Speaking against a backdrop of green foliage and bright sunlight, he told delegates: "Our party's history tells us the ground on which political success is built."
"It is the centre ground. Not the bog of political compromise. Not the ideological wilderness, out of the fringes of debate. But the solid ground where people are."'
I don't think his party's history actually tells him anything of the sort, but he had already got lost in a metaphorical thicket. Quick, somebody call the copse.
'Speaking against a backdrop of green foliage and bright sunlight', he urged delegates to 'let sunshine win the day.'
What the hell...? Was the foliage and sunlight accompanied by rainforest noises and soothing pan pipes, or did they all join hands with a rousing (but inclusive) chorus of I'd Like To Teach The World To Sing? It seems more that David Cameron is proclaiming the dawning of the Age of Aquarius. Not only is he 40 years out of date (summers of love are so passe, darling), but it raises the horrible prospect of the Shadow Cabinet dancing naked.
I confidently expect the Conservative rallying cry at the next election would seem to be, 'let the people go ever so slightly free, if that's what they want!' And if by some miracle they win, Prime Minister Cameron's first action will be to appoint a Hugging Tsar and oversee a national tissue bank in case anyone gets ever-so-slightly upset.
What was John McCain doing there? And did nobody tell him that the axiom "government that governs best, governs least" was abandoned in the UK some decades ago?
A friend of mine used to work for Cameron and published a defence in a recent edition of the Salisbury Review, a defence that seemed willing rather than convinced, like a barrister going through the motions. I wonder what - we'll call him John - thinks now?
The architectural genius required for these hides would be impressive today. To enter the hide I visited, which was only slightly smaller than my second-year undergraduate accommodation, you lean on what appears to be a structural beam and the whole thing pivots. It's brilliant, but my favourite is the hide that appears when you remove a couple of perfectly solid-seeming steps.
On a different but not entirely unrelated subject, this is particularly special from Mark Steyn, talking about Guantanamo:
'it surely requires a perverse genius to have made the first terrorist detention camp to offer homemade Ramadan pastries a byword for horror and brutality.'
And finally, a YouGov poll found 54% of those questioned thought it was "hard to know what the Conservative Party stands for at the moment."
Is that all? What were the other 46% thinking? Just cut-and-pasting examples from the BBC website makes a marshmallow look vertebrate:
'The party must claim the political centre ground and become the champions of a "new spirit of social responsibility," said Mr Cameron.
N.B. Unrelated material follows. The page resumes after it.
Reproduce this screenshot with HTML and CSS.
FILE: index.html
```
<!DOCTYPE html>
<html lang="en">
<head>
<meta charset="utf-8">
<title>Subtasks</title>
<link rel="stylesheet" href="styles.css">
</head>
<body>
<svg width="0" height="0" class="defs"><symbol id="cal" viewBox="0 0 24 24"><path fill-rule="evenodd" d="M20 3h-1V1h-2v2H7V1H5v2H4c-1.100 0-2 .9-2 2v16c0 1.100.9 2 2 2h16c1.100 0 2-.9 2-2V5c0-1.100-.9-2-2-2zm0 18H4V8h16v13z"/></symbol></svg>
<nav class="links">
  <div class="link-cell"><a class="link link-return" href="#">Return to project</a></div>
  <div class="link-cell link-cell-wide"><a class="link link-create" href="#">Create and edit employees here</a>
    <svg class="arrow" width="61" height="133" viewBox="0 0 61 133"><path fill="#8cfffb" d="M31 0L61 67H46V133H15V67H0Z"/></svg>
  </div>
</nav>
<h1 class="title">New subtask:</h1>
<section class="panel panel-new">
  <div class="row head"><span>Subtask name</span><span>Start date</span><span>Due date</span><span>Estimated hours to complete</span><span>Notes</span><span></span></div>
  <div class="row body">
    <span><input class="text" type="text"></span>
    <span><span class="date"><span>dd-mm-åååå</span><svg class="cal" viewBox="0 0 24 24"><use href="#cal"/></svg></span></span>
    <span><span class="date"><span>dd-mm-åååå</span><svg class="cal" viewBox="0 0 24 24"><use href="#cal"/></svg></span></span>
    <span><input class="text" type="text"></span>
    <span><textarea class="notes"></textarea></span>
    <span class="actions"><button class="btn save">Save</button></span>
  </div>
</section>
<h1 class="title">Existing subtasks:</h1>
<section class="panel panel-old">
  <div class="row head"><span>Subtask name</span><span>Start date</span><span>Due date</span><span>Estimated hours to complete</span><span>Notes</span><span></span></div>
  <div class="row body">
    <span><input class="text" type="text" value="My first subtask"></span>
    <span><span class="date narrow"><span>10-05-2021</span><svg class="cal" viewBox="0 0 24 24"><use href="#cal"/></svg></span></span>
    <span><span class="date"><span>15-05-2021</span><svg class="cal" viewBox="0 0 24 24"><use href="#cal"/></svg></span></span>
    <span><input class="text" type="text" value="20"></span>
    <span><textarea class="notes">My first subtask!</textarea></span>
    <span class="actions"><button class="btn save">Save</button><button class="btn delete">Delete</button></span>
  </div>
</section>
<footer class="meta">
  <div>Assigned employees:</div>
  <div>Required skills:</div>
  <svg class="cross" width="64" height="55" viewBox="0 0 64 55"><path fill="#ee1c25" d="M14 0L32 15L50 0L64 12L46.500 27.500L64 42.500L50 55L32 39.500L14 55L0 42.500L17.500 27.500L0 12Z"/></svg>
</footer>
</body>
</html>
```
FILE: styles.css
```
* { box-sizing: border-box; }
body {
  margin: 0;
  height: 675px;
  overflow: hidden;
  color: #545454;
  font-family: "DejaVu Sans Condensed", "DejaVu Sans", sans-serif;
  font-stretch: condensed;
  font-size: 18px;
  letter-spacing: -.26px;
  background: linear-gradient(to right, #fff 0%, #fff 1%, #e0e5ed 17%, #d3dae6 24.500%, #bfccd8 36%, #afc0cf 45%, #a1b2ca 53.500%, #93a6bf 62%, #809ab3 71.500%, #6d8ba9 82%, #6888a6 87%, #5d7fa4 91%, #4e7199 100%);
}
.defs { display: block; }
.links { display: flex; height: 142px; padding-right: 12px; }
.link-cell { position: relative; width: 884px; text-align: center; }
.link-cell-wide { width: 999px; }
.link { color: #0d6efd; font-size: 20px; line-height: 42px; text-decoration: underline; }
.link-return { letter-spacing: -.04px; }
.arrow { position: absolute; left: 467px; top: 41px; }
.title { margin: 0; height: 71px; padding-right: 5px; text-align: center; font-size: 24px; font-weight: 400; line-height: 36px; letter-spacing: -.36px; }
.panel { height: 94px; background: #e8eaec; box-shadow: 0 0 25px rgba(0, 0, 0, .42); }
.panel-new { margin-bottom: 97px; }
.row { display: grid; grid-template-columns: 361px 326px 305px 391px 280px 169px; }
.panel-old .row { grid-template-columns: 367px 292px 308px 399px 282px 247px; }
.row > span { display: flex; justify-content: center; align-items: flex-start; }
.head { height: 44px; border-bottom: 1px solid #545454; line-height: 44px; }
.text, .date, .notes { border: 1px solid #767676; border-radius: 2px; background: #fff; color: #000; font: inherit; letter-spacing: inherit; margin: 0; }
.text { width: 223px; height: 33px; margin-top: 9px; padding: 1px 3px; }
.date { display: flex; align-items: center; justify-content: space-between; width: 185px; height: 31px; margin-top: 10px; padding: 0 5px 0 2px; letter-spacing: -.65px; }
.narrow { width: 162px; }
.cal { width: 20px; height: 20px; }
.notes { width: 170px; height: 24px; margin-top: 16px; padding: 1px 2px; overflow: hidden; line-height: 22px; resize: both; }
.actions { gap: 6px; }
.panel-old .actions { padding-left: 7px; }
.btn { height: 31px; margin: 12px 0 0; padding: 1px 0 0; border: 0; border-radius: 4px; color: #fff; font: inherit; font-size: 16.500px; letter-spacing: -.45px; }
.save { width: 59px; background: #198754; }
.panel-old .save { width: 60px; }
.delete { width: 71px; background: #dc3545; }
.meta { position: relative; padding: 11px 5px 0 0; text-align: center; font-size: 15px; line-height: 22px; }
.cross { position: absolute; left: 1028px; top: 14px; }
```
It must also trust ordinary people to make decisions about their own lives, said Mr Cameron.
Speaking against a backdrop of green foliage and bright sunlight, he told delegates: "Our party's history tells us the ground on which political success is built."
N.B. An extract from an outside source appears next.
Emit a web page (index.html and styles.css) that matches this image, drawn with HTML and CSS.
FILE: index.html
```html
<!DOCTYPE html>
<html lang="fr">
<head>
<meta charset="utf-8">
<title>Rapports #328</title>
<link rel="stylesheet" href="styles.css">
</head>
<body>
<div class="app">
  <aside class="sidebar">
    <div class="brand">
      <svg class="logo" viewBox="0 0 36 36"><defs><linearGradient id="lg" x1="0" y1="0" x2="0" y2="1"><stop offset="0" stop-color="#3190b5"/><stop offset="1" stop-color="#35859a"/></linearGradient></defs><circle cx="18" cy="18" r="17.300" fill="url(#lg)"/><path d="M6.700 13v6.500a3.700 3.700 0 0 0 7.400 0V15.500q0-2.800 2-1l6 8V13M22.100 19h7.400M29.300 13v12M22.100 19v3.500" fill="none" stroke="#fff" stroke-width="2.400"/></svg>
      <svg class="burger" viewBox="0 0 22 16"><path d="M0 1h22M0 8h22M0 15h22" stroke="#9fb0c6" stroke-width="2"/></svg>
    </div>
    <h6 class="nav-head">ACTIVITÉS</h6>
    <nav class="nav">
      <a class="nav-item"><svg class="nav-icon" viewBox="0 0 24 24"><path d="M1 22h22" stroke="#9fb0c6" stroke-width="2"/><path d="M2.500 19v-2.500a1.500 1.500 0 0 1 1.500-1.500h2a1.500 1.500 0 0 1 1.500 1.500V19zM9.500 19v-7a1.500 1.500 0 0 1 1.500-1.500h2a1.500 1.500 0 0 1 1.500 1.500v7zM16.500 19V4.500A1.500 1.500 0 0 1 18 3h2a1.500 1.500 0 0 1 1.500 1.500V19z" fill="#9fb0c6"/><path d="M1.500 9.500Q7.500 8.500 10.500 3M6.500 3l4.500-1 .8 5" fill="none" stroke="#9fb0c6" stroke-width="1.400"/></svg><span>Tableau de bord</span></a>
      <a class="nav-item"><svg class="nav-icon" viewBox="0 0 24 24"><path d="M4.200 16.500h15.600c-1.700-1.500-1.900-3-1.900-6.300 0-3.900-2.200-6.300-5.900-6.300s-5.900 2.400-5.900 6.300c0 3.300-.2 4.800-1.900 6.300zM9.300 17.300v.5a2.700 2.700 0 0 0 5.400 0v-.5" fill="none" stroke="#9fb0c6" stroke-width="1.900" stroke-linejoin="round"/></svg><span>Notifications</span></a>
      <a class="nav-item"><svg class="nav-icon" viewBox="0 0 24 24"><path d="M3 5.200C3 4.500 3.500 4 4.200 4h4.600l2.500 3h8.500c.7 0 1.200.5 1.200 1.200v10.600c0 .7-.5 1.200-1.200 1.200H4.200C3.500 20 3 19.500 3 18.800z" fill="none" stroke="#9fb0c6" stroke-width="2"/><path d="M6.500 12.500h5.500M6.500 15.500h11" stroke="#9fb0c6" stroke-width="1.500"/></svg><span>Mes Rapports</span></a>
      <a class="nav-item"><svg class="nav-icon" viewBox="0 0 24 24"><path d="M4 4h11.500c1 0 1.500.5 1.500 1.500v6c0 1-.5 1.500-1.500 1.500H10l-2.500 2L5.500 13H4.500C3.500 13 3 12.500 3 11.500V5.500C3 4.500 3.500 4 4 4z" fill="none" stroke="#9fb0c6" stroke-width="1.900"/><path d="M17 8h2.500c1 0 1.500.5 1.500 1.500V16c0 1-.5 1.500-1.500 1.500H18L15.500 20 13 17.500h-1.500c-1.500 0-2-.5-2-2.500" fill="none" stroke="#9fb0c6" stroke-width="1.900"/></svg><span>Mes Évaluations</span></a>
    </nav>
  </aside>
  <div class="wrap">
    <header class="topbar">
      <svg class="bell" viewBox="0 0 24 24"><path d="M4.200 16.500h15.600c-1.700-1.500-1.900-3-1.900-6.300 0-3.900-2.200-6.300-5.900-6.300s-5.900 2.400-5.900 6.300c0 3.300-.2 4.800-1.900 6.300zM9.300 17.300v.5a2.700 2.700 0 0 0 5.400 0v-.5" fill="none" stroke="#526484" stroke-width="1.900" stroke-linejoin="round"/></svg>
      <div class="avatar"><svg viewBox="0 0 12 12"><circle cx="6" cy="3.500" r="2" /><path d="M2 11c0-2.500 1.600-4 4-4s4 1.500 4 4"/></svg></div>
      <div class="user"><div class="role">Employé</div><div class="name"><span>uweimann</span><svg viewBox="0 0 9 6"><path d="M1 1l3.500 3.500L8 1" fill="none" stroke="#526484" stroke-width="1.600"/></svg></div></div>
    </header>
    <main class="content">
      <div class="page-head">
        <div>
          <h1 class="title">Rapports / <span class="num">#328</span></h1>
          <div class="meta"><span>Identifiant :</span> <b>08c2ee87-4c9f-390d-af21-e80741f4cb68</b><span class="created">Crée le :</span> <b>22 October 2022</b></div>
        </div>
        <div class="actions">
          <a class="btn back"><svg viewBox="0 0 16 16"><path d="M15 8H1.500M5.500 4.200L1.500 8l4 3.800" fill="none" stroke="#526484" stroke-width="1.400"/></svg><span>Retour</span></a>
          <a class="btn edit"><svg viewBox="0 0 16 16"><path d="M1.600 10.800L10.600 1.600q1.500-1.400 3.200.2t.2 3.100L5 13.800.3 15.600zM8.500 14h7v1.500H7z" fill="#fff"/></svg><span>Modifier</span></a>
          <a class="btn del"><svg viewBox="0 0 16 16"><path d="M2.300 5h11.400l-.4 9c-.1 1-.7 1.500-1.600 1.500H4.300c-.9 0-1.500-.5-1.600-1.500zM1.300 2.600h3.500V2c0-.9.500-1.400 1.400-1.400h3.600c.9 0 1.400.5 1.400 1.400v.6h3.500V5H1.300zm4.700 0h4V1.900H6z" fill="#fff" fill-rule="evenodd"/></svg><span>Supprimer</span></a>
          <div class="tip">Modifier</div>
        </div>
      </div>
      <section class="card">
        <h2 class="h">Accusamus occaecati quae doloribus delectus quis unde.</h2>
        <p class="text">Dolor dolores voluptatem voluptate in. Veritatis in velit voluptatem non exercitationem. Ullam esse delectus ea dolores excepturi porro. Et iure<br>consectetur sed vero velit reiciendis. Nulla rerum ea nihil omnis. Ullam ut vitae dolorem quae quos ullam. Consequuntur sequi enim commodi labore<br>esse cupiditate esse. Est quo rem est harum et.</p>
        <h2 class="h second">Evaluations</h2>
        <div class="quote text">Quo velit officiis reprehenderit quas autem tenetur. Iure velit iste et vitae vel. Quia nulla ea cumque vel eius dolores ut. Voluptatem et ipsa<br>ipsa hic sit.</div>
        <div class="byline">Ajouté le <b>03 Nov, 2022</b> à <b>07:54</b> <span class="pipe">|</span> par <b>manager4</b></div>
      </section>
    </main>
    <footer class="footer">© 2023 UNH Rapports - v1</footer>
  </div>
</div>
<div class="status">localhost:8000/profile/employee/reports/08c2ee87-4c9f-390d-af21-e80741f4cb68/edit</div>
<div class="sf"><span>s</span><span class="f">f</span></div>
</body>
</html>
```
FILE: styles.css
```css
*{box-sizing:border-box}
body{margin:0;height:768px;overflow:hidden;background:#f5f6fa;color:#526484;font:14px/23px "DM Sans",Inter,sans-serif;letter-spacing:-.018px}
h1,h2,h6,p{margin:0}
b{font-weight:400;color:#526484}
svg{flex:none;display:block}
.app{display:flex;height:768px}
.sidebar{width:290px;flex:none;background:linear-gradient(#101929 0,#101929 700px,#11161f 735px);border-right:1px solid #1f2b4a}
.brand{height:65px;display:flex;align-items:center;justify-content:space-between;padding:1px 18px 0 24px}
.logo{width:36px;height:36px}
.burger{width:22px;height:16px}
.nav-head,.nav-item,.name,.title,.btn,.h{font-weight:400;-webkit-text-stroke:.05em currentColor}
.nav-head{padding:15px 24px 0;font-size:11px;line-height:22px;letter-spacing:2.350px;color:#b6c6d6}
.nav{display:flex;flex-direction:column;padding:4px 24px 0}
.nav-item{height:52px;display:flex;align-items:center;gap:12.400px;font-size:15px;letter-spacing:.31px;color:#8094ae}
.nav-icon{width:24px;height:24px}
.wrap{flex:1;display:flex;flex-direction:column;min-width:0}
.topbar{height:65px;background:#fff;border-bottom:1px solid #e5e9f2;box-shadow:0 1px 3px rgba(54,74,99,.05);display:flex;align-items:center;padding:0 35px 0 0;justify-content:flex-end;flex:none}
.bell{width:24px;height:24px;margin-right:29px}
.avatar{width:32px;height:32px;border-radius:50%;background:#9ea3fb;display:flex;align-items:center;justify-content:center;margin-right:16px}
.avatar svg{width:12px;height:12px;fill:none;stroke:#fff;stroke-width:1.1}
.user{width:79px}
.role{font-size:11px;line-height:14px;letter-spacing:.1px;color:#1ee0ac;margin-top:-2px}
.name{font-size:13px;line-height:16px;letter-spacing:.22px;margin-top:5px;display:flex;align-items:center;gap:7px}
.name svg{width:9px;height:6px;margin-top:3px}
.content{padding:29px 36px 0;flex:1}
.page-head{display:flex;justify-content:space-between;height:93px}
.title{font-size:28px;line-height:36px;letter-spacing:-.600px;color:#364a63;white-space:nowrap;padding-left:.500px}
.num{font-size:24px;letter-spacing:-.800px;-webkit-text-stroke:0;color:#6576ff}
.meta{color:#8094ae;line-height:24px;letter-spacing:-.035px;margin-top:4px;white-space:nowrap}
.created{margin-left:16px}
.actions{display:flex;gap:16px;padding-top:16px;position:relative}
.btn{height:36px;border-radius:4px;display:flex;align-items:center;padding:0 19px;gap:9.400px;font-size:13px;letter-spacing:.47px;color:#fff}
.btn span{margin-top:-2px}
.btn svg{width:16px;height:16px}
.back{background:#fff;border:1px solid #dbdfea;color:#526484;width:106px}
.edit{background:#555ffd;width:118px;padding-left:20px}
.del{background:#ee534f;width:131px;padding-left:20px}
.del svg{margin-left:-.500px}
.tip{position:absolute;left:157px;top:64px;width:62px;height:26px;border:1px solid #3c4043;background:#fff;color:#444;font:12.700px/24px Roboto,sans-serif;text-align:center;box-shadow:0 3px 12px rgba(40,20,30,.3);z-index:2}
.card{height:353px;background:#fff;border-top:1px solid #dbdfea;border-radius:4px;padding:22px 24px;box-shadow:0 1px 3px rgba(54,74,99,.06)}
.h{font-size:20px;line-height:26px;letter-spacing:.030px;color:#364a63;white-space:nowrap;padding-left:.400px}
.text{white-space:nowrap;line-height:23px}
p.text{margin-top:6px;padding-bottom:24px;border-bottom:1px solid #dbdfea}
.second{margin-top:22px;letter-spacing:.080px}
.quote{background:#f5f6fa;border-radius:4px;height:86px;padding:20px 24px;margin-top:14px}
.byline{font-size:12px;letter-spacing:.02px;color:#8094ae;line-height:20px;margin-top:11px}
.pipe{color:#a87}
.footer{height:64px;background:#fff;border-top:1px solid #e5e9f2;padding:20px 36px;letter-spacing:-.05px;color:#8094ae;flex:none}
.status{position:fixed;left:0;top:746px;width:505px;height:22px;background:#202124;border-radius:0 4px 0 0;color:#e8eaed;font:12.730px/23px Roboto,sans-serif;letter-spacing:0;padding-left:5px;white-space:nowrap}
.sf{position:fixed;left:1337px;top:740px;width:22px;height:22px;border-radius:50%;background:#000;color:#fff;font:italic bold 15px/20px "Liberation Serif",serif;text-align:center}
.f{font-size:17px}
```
"It is the centre ground. Not the bog of political compromise. Not the ideological wilderness, out of the fringes of debate. But the solid ground where people are."'
I don't think his party's history actually tells him anything of the sort, but he had already got lost in a metaphorical thicket. Quick, somebody call the copse.
'Speaking against a backdrop of green foliage and bright sunlight', he urged delegates to 'let sunshine win the day.'
What the hell...? Was the foliage and sunlight accompanied by rainforest noises and soothing pan pipes, or did they all join hands with a rousing (but inclusive) chorus of I'd Like To Teach The World To Sing? It seems more that David Cameron is proclaiming the dawning of the Age of Aquarius. Not only is he 40 years out of date (summers of love are so passe, darling), but it raises the horrible prospect of the Shadow Cabinet dancing naked.
I confidently expect the Conservative rallying cry at the next election would seem to be, 'let the people go ever so slightly free, if that's what they want!' And if by some miracle they win, Prime Minister Cameron's first action will be to appoint a Hugging Tsar and oversee a national tissue bank in case anyone gets ever-so-slightly upset.
What was John McCain doing there? And did nobody tell him that the axiom "government that governs best, governs least" was abandoned in the UK some decades ago?
A friend of mine used to work for Cameron and published a defence in a recent edition of the Salisbury Review, a defence that seemed willing rather than convinced, like a barrister going through the motions. I wonder what - we'll call him John - thinks now?